The Bridge Builder: A Story and a Poem!

My mother was a bridge builder in many ways. 

When I was growing up, we lived on the middle-class side of town.  However, just a neighborhood away lived some families who were less fortunate than we were.  Poor.  Shabby housing.  Dirt roads.  Junk all over the yard.  A refrigerator on the front porch. 

Even though there were 9 children in our family, she always made extra food.  She packed it in storage containers for them.   Two or three times year, she also gave them the clothing that we no longer wore.   We were asked to tag along to share the joy experienced by our neighbors—who virtually had nothing. 

I travel over the bridge she built. 

My daughter and I were out of town and decided to go to breakfast.  While we were there, a homeless man came into the diner and asked for 50 cents worth of food.  The owner gave him a huge stack of pancakes, biscuits and gravy and a coffee to go.  I so admired the generosity of the owner that I left a tip of $100 (bill was $10).  I left a note that I was moved by her kindness and to please use the extra money any way she wanted to. 

I hope my daughter and son travel over the bridge that my mother built.   

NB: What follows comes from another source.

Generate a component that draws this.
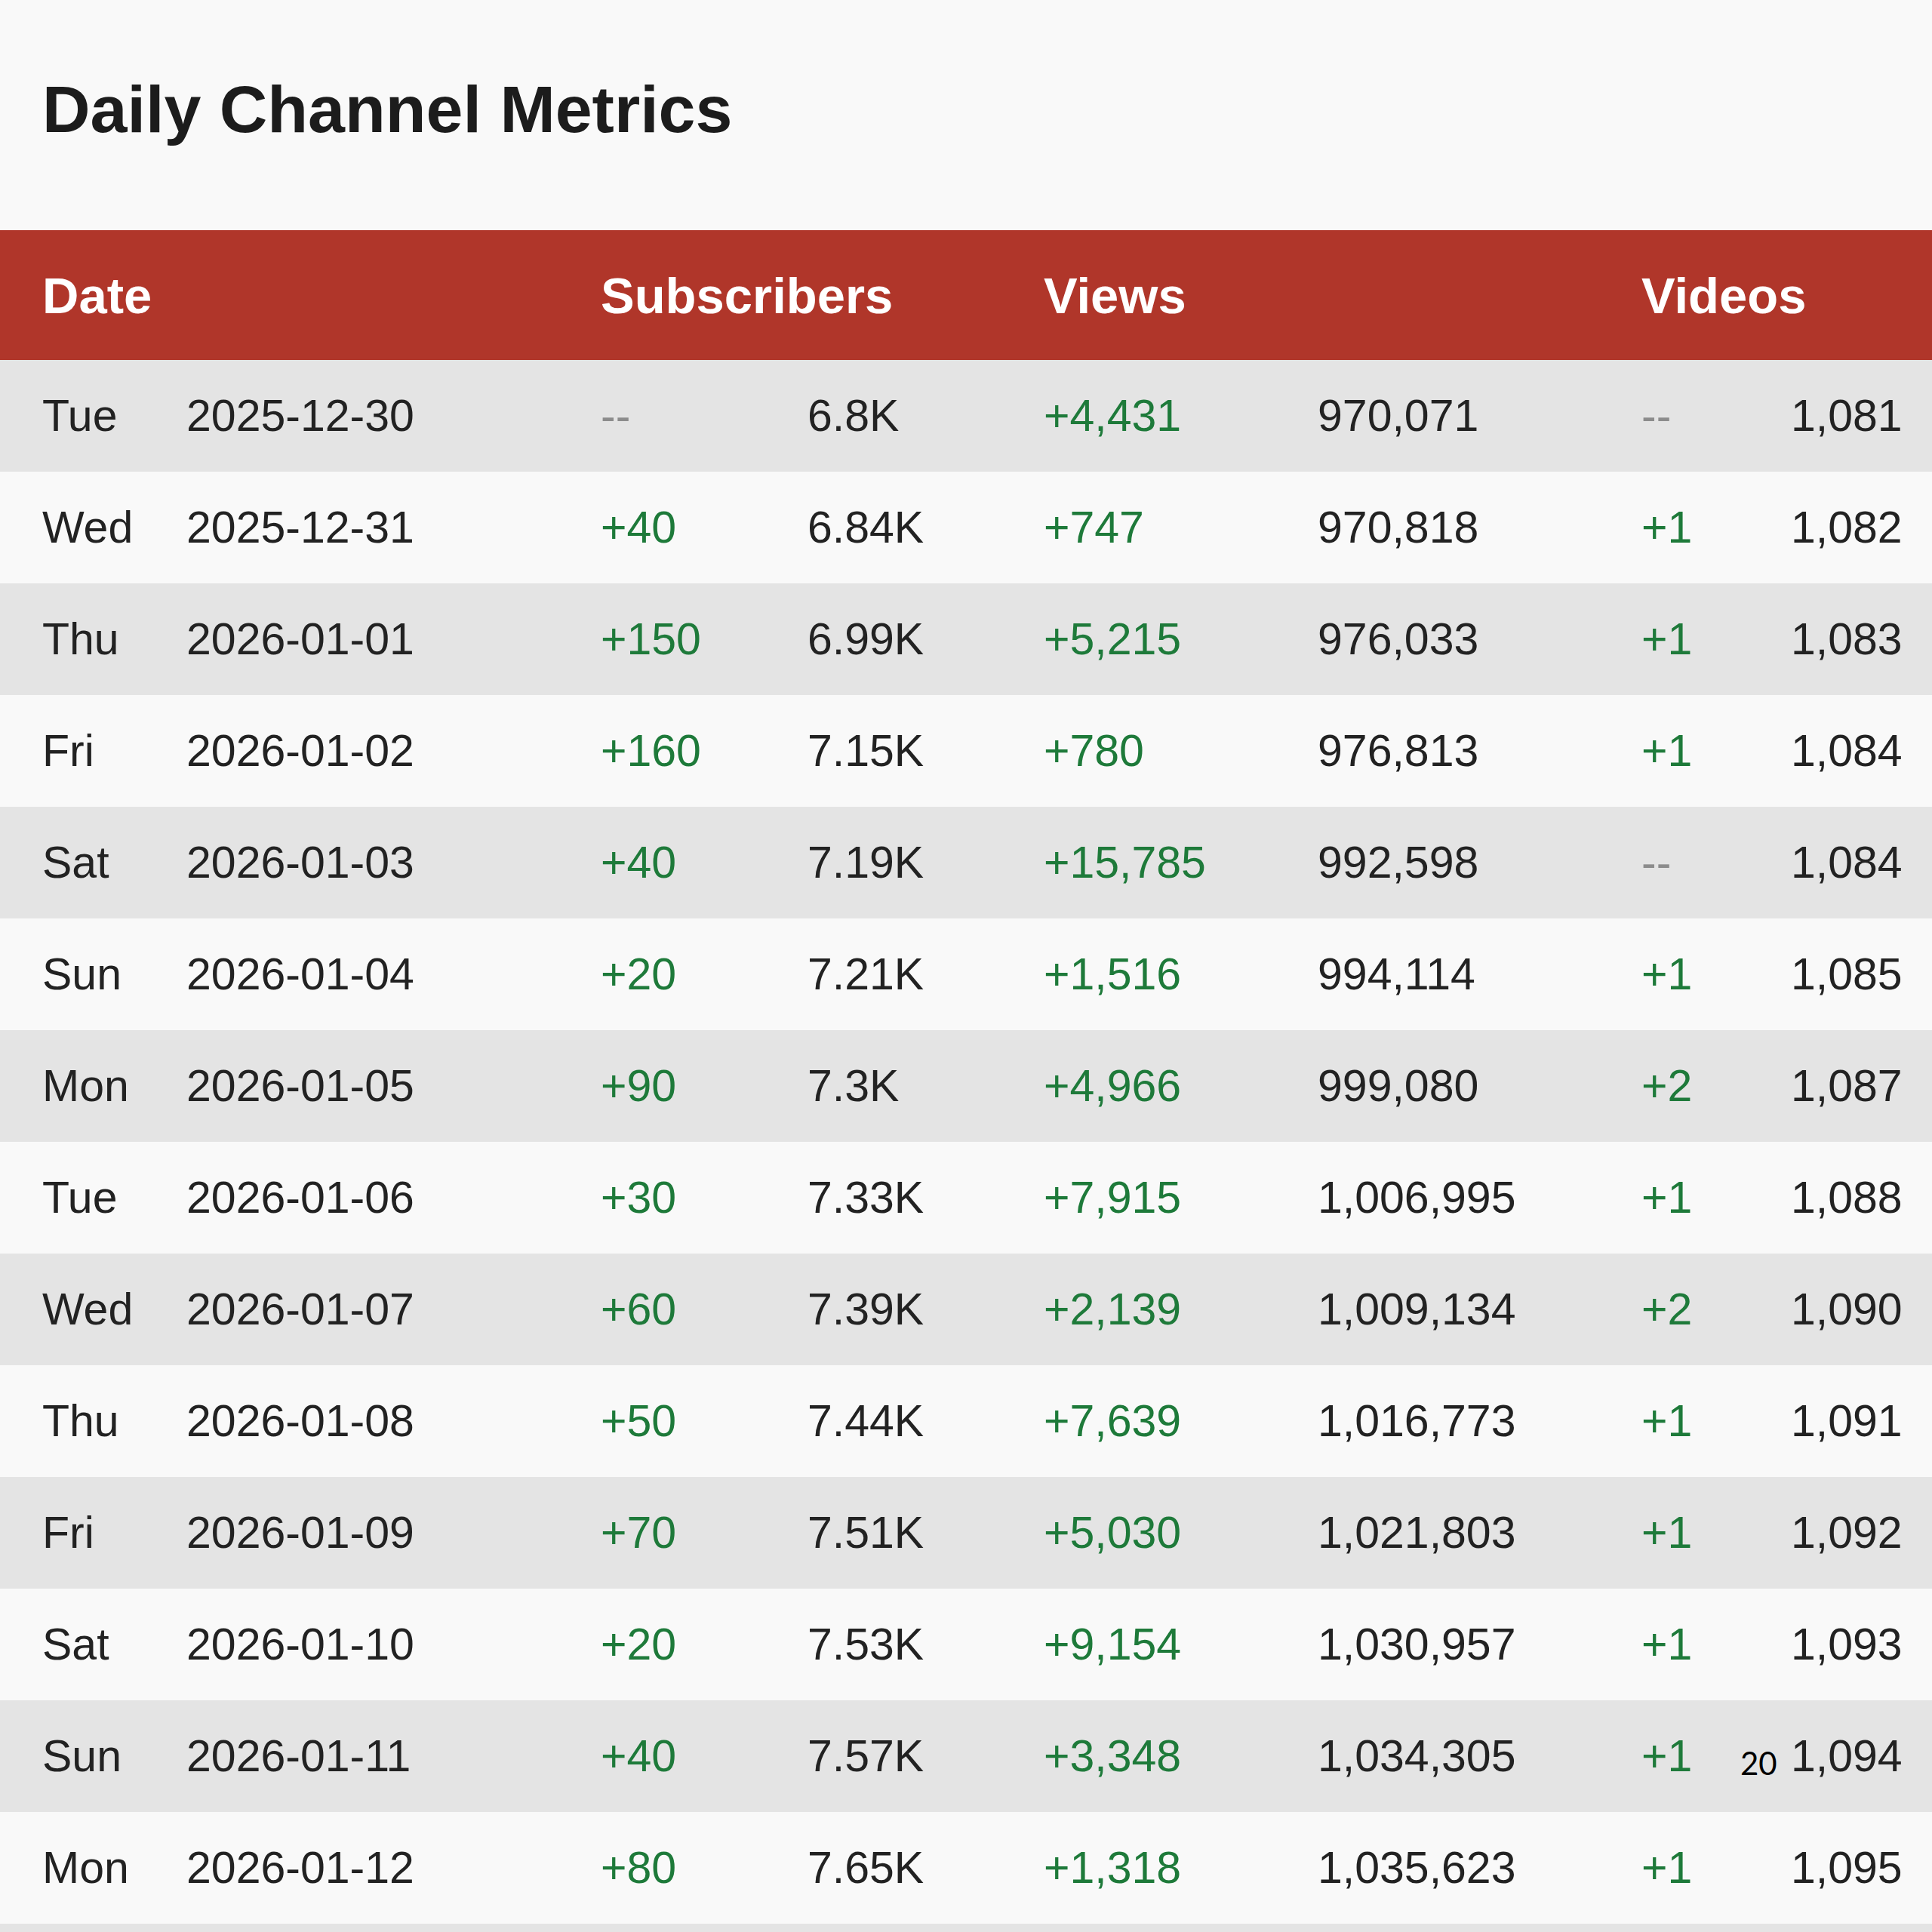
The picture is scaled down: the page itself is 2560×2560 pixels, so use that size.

So, here a poem that I recently read that says it all—and my hope is that you consider  building a bridge –both in your business and your personal life—for others to follow.

The Bridge Builder

(By: Will Allen Dromgoole)

An old man going a lone highway,

Came, at the evening cold and gray,

To a chasm vast and deep and wide.

Through which was flowing a sullen tide

The old man crossed in the twilight dim,

The sullen stream had no fear for him;

But he turned when safe on the other side

And built a bridge to span the tide.

 

“Old man,” said a fellow pilgrim near,

“You are wasting your strength with building here;

Your journey will end with the ending day,

You never again will pass this way;

You’ve crossed the chasm, deep and wide,

Why build this bridge at evening tide?”

 

The builder lifted his old gray head;

“Good friend, in the path I have come,” he said,

“There followed after me to-day

A youth whose feet must pass this way.

This chasm that has been as naught to me

To that fair-haired youth may a pitfall be;

He, too, must cross in the twilight dim;

Good friend, I am building this bridge for him!”